Une rencontre entre sensible, peau et mémoire est le sujet de la première partie. Passé une sorte de bavardage philosophard qui tient plus du bachotage que de la connaissance approfondie dans des domaines qui demandent plus de savoir, de méthode, de rigueur et de maîtrise (L’émergence d’un vie sensible dans la pensée et la création musicale contemporaines), Armelle Babin s’attache avec plus de bonheur à la notion de charme en musique, partant toujours de celle de Benjamin mais en ouvrant son éventail vers celles de Philippe Manoury, Kaija Saariaho, Maurice Ohana, André Boucourechliev, Bernd Alois Zimmermann ou encore Henri Pousseur et Wolfgang Rihm, au fil d’un chapitre où se trouve interrogée l’histoire récente de la musique à travers la relation des compositeurs à la sensibilité et à l’émotion.

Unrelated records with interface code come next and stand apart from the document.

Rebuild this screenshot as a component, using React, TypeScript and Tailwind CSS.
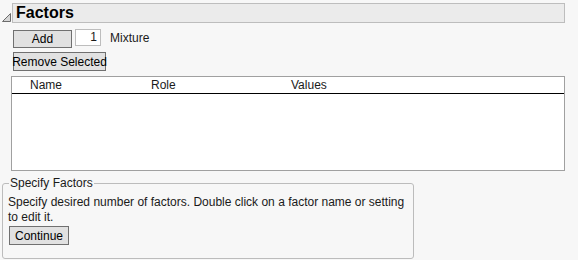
import React from "react";

const font = { fontFamily: '"Liberation Sans", sans-serif' };

function Btn({ label, className }: { label: string; className: string }) {
  return (
    <button
      className={`flex items-center justify-center whitespace-nowrap border border-[#707070] bg-[#e1e1e1] text-[12px] leading-none text-black ${className}`}
    >
      {label}
    </button>
  );
}

export default function App() {
  return (
    <div className="w-[578px] h-[260px] bg-[#f7f7f7] text-[#1a1a1a] overflow-hidden" style={font}>
      {/* outline header */}
      <div className="flex items-start pt-[3px]">
        <svg width="12" height="20" viewBox="0 0 12 20" className="shrink-0">
          <path d="M2.5 18.5 L10.5 18.5 L10.5 10.5 Z" fill="#d6d6d6" stroke="#6b6b6b" strokeWidth="1" />
        </svg>
        <div className="w-[553px] h-[20px] border border-[#bdbdbd] bg-[#ebebeb] flex items-center pl-[3px]">
          <span className="text-[16px] font-bold text-black leading-none">Factors</span>
        </div>
      </div>

      <div className="pl-[13px]">
        <div className="flex items-center mt-[5px] h-[19px]">
          <Btn label="Add" className="w-[59px] h-[18px] mt-[2px]" />
          <div className="ml-[3px] w-[26px] h-[17px] border border-[#bdbdbd] bg-white text-[12px] text-right pr-[3px] leading-[15px]">
            1
          </div>
          <span className="ml-[9px] text-[12px]">Mixture</span>
        </div>
        <Btn label="Remove Selected" className="mt-[5px] w-[93px] h-[19px]" />
      </div>

      {/* factor table */}
      <div className="ml-[11px] mt-[5px] w-[554px] h-[95px] border border-[#a0a0a0] bg-white">
        <div className="flex h-[17px] border-b border-black text-[12px] leading-[16px]">
          <span className="pl-[18px] w-[139px]">Name</span>
          <span className="w-[140px]">Role</span>
          <span>Values</span>
        </div>
      </div>

      {/* specify factors group */}
      <fieldset className="ml-[2px] mt-[5px] w-[412px] h-[83px] border border-[#bcbcbc] rounded-[3px] px-[5px]">
        <legend className="ml-[1px] px-[1px] text-[12px] leading-[14px]">Specify Factors</legend>
        <p className="mt-[5px] text-[12px] leading-[15px]">
          Specify desired number of factors. Double click on a factor name or setting to edit it.
        </p>
        <Btn label="Continue" className="mt-[1px] ml-[1px] w-[60px] h-[19px]" />
      </fieldset>
    </div>
  );
}
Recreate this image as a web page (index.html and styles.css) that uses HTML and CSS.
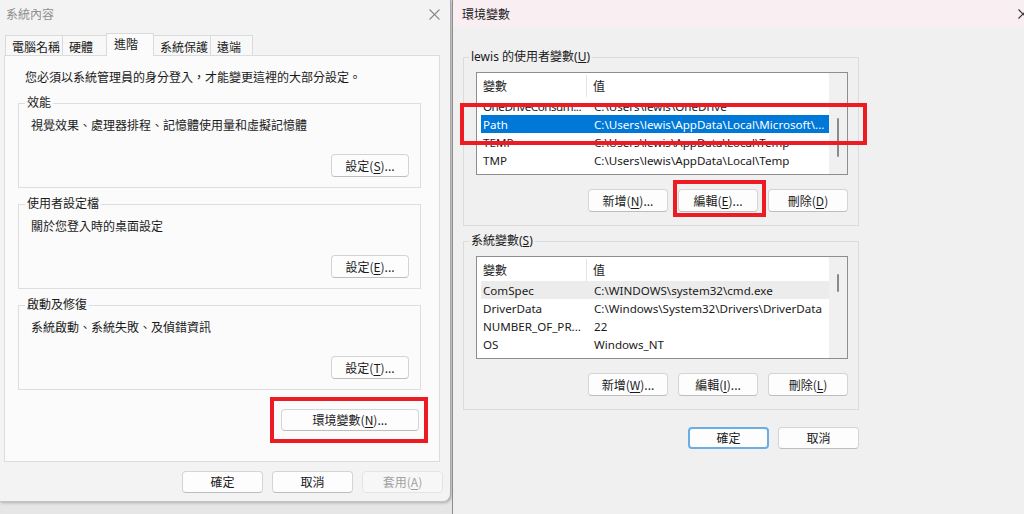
FILE: index.html
```html
<!DOCTYPE html>
<html lang="zh-Hant">
<head>
<meta charset="utf-8">
<title>系統內容 / 環境變數</title>
<link rel="stylesheet" href="styles.css">
</head>
<body>
<div class="desktop">
  <section class="dlg sysprop">
    <header class="titlebar">
      <span class="title">系統內容</span>
      <svg class="x" width="11" height="11" viewBox="0 0 11 11"><path d="M0.5 0.5 L10.5 10.5 M10.5 0.5 L0.5 10.5" stroke="#8a8a8a" stroke-width="1.1" fill="none"/></svg>
    </header>
    <nav class="tabs">
      <span class="tab w57">電腦名稱</span>
      <span class="tab w44">硬體</span>
      <span class="tab active w48">進階</span>
      <span class="tab w56">系統保護</span>
      <span class="tab w43 last">遠端</span>
    </nav>
    <div class="panel">
      <p class="note">您必須以系統管理員的身分登入，才能變更這裡的大部分設定。</p>
      <fieldset class="grp">
        <legend>效能</legend>
        <p class="desc">視覺效果、處理器排程、記憶體使用量和虛擬記憶體</p>
        <div class="btnrow"><button class="btn set">設定(<u>S</u>)...</button></div>
      </fieldset>
      <fieldset class="grp">
        <legend>使用者設定檔</legend>
        <p class="desc">關於您登入時的桌面設定</p>
        <div class="btnrow"><button class="btn set">設定(<u>E</u>)...</button></div>
      </fieldset>
      <fieldset class="grp">
        <legend>啟動及修復</legend>
        <p class="desc">系統啟動、系統失敗、及偵錯資訊</p>
        <div class="btnrow"><button class="btn set">設定(<u>T</u>)...</button></div>
      </fieldset>
      <div class="envrow"><button class="btn env">環境變數(<u>N</u>)...</button></div>
    </div>
    <footer class="foot">
      <button class="btn fb">確定</button>
      <button class="btn fb">取消</button>
      <button class="btn fb disabled">套用(<u>A</u>)</button>
    </footer>
  </section>

  <section class="dlg envvars">
    <header class="titlebar pink">
      <span class="title dark">環境變數</span>
      <svg class="xcut" width="6" height="10" viewBox="0 0 6 10"><path d="M0.5 0.5 L9.5 9.5 M9.5 0.5 L0.5 9.5" stroke="#333" stroke-width="1.1" fill="none"/></svg>
    </header>
    <div class="body">
      <fieldset class="vgrp first">
        <legend>lewis 的使用者變數(<u>U</u>)</legend>
        <div class="list">
          <div class="lv">
            <div class="lvhead"><span class="h1">變數</span><span class="h2">值</span></div>
            <div class="row"><span class="c1 tight">OneDriveConsum...</span><span class="c2">C:\Users\lewis\OneDrive</span></div>
            <div class="row sel"><span class="c1">Path</span><span class="c2">C:\Users\lewis\AppData\Local\Microsoft\...</span></div>
            <div class="row"><span class="c1">TEMP</span><span class="c2">C:\Users\lewis\AppData\Local\Temp</span></div>
            <div class="row"><span class="c1">TMP</span><span class="c2">C:\Users\lewis\AppData\Local\Temp</span></div>
          </div>
          <div class="vscroll"><span class="thumb t1"></span></div>
        </div>
        <div class="vbtns">
          <button class="btn vb">新增(<u>N</u>)...</button>
          <button class="btn vb">編輯(<u>E</u>)...</button>
          <button class="btn vb">刪除(<u>D</u>)</button>
        </div>
      </fieldset>
      <fieldset class="vgrp second">
        <legend>系統變數(<u>S</u>)</legend>
        <div class="list">
          <div class="lv">
            <div class="lvhead"><span class="h1">變數</span><span class="h2">值</span></div>
            <div class="row hover"><span class="c1">ComSpec</span><span class="c2">C:\WINDOWS\system32\cmd.exe</span></div>
            <div class="row"><span class="c1">DriverData</span><span class="c2">C:\Windows\System32\Drivers\DriverData</span></div>
            <div class="row"><span class="c1">NUMBER_OF_PR...</span><span class="c2">22</span></div>
            <div class="row"><span class="c1">OS</span><span class="c2">Windows_NT</span></div>
            <div class="row"><span class="c1">Path</span><span class="c2"></span></div>
          </div>
          <div class="vscroll"><span class="thumb t2"></span></div>
        </div>
        <div class="vbtns">
          <button class="btn vb">新增(<u>W</u>)...</button>
          <button class="btn vb">編輯(<u>I</u>)...</button>
          <button class="btn vb">刪除(<u>L</u>)</button>
        </div>
      </fieldset>
      <div class="okrow">
        <button class="btn ok focus">確定</button>
        <button class="btn ok">取消</button>
      </div>
    </div>
  </section>

  <span class="mark m-env"></span>
  <span class="mark m-path"></span>
  <span class="mark m-edit"></span>
</div>
</body>
</html>
```

FILE: styles.css
```css
* { box-sizing: border-box; }
html, body { margin: 0; padding: 0; }
body {
  width: 1024px;
  height: 514px;
  overflow: hidden;
  background: #e6e6e6;
  font-family: "Noto Sans", "Noto Sans CJK TC", sans-serif;
  font-size: 12px;
  line-height: 16px;
  color: #1a1a1a;
}
.desktop {
  position: relative;
  display: flex;
  align-items: flex-start;
  width: 1024px;
  height: 514px;
}
.dlg { overflow: hidden; }
.sysprop {
  width: 451px;
  height: 502px;
  background: #f3f3f3;
  border-right: 1px solid #a9a9a9;
  border-bottom: 1px solid #c4c4c4;
  border-bottom-right-radius: 8px;
  box-shadow: 1px 1px 3px rgba(0,0,0,0.25);
}
.envvars {
  width: 572px;
  height: 514px;
  margin-left: 1px;
  background: #f0f0f0;
  border-left: 1px solid #8c8c8c;
}
.titlebar {
  height: 27px;
  display: flex;
  align-items: center;
  padding-left: 6px;
  padding-right: 10px;
}
.titlebar .title {
  font-family: "Noto Sans CJK TC", sans-serif;
  color: #8f8f8f;
  padding-top: 1px;
}
.titlebar .x { margin-left: auto; margin-top: 1px; }
.titlebar.pink { background: #f9eef2; padding-left: 9px; padding-right: 0; }
.titlebar .title.dark { color: #1a1a1a; }
.titlebar .xcut { margin-left: auto; }

/* tabs */
.tabs {
  display: flex;
  align-items: flex-end;
  height: 22px;
  margin-top: 6px;
  padding-left: 5px;
}
.tab {
  height: 20px;
  line-height: 20px;
  padding-top: 1px;
  padding-left: 6px;
  border: 1px solid #dadada;
  border-right: none;
  border-bottom: none;
  background: #f8f8f8;
  font-family: "Noto Sans CJK TC", sans-serif;
  white-space: nowrap;
}
.tab.last { border-right: 1px solid #dadada; }
.tab.active {
  position: relative;
  z-index: 1;
  height: 23px;
  margin-bottom: -1px;
  padding-top: 0;
  padding-left: 7px;
  line-height: 20px;
  background: #fbfbfb;
  border-right: 1px solid #dadada;
}
.tab.active + .tab { border-left: none; }
.w57 { width: 57px; }
.w44 { width: 44px; }
.w48 { width: 48px; }
.w56 { width: 56px; }
.w43 { width: 43px; }

.panel {
  margin-left: 4px;
  width: 436px;
  height: 407px;
  border: 1px solid #dcdcdc;
  background: #fbfbfb;
  padding-top: 14px;
}
.note { margin: 0 0 9px 20px; }
.grp {
  margin: 0 0 8px 13px;
  width: 403px;
  padding: 0 11px 10px 6px;
  border: 1px solid #dedede;
  min-inline-size: 0;
}
.grp legend { padding: 0 2px; line-height: 16px; }
.grp .desc { margin: 7px 0 0 6px; }
.btnrow { display: flex; justify-content: flex-end; margin-top: 20px; }

.btn {
  font-family: "Noto Sans CJK TC", sans-serif;
  font-size: 12px;
  line-height: 16px;
  color: #1a1a1a;
  background: #fdfdfd;
  border: 1px solid #d4d4d4;
  border-bottom-color: #bdbdbd;
  border-radius: 4px;
  padding: 0;
  text-align: center;
}
.btn u { text-underline-offset: 2px; }
.set { width: 78px; height: 23px; }
.envrow { display: flex; justify-content: flex-end; padding-right: 20px; margin-top: 19px; }
.env { width: 138px; height: 22px; }
.foot {
  display: flex;
  justify-content: flex-end;
  gap: 9px;
  padding-right: 7px;
  margin-top: 9px;
}
.fb { width: 81px; height: 22px; }
.btn.disabled { color: #a2a2a2; background: #f7f7f7; border-color: #e4e4e4; }

/* env vars dialog */
.body { padding-left: 10px; }
.vgrp {
  width: 396px;
  margin: 0;
  padding: 0 10px 13px 5px;
  border: 1px solid #dcdcdc;
  min-inline-size: 0;
}
.vgrp.first { margin-top: 22px; }
.vgrp.second { margin-top: 7px; }
.vgrp legend { padding: 0 2px; line-height: 16px; }
.list {
  display: grid;
  grid-template-columns: 1fr 18px;
  margin: 7px 0 0 7px;
  width: 372px;
  height: 103px;
  border: 1px solid #8e8e8e;
  background: #fff;
  overflow: hidden;
}
.lv { overflow: hidden; }
.lvhead {
  display: flex;
  height: 24px;
  align-items: flex-start;
}
.lvhead span { height: 22px; line-height: 22px; margin-top: 2px; }
.lvhead .h1 {
  width: 110px;
  padding-left: 6px;
  border-right: 1px solid #e5e5e5;
  font-family: "Noto Sans CJK TC", sans-serif;
}
.lvhead .h2 { padding-left: 6px; font-family: "Noto Sans CJK TC", sans-serif; }
.row {
  display: flex;
  height: 18px;
  line-height: 19px;
  margin-left: 4px;
  white-space: nowrap;
  font-size: 11.6px;
}
.row .c1 { width: 106px; padding-left: 2px; overflow: hidden; }
.row .c1.tight { letter-spacing: -0.45px; }
.row .c2 { padding-left: 7px; overflow: hidden; }
.row.sel { background: #0078d7; color: #fff; }
.row.hover { background: #ececec; }
.vscroll { background: #f0f0f0; position: relative; }
.thumb {
  position: absolute;
  left: 8px;
  width: 2px;
  border-radius: 1px;
  background: #8a8a8a;
}
.thumb.t1 { top: 45px; height: 39px; }
.thumb.t2 { top: 17px; height: 18px; }
.vbtns {
  display: flex;
  justify-content: flex-end;
  gap: 10px;
  margin-top: 14px;
}
.vb { width: 80px; height: 23px; }
.okrow {
  display: flex;
  justify-content: flex-start;
  gap: 9px;
  margin-left: 225px;
  margin-top: 17px;
}
.ok { width: 81px; height: 22px; }
.ok.focus { border: 2px solid #6aaee6; }

/* red annotation boxes */
.mark {
  position: absolute;
  border: 4px solid #ed1c24;
  pointer-events: none;
}
.m-env { left: 270px; top: 397px; width: 158px; height: 46px; }
.m-path { left: 460px; top: 103px; width: 407px; height: 42px; }
.m-edit { left: 673px; top: 180px; width: 93px; height: 37px; }
```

C’est donc par ce prisme, Le sens-sensible, que sont abordés des ouvrages importants de la scène lyrique de notre début de XXIe siècle. Les travaux de quatre créateurs sont systématiquement auscultés : Reigen (1993) [lire nos chroniques du 12 juin 2004 et du 19 février 2009], Wintermärchen (1999) et Au monde (2014) [lire notre chronique du 2 mai 2020] de Philippe Boesmans ; Trois sœurs (1998) [lire nos chroniques du 24 mars 2012, du 11 avril 2013 et du 14 septembre 2018], Lady Sarashina (2008) [lire notre chronique du 11 mars 2008] et Love and others demons (2010) [lire notre chronique du 25 septembre 2010] de Péter Eötvös ; L’amour de loin (2000) [lire notre chronique du 3 août 2015] et Émilie (2010) [lire notre chronique du 7 mars 2010] de Saariaho ; enfin Svadba de la compositrice serbe Ana Sokolović. Ce Livre I, pour ainsi dire, d’Écrire un opéra au XXIe siècle s’achève dans une fertile tentative de synthèse des tendances opératiques d’aujourd’hui et des moyens mis en œuvre, nourrissant La relation intime entre les mots et la scène précédé de La présence de la mémoire, deux études approfondies qui favorisent l’encerclement du sujet général.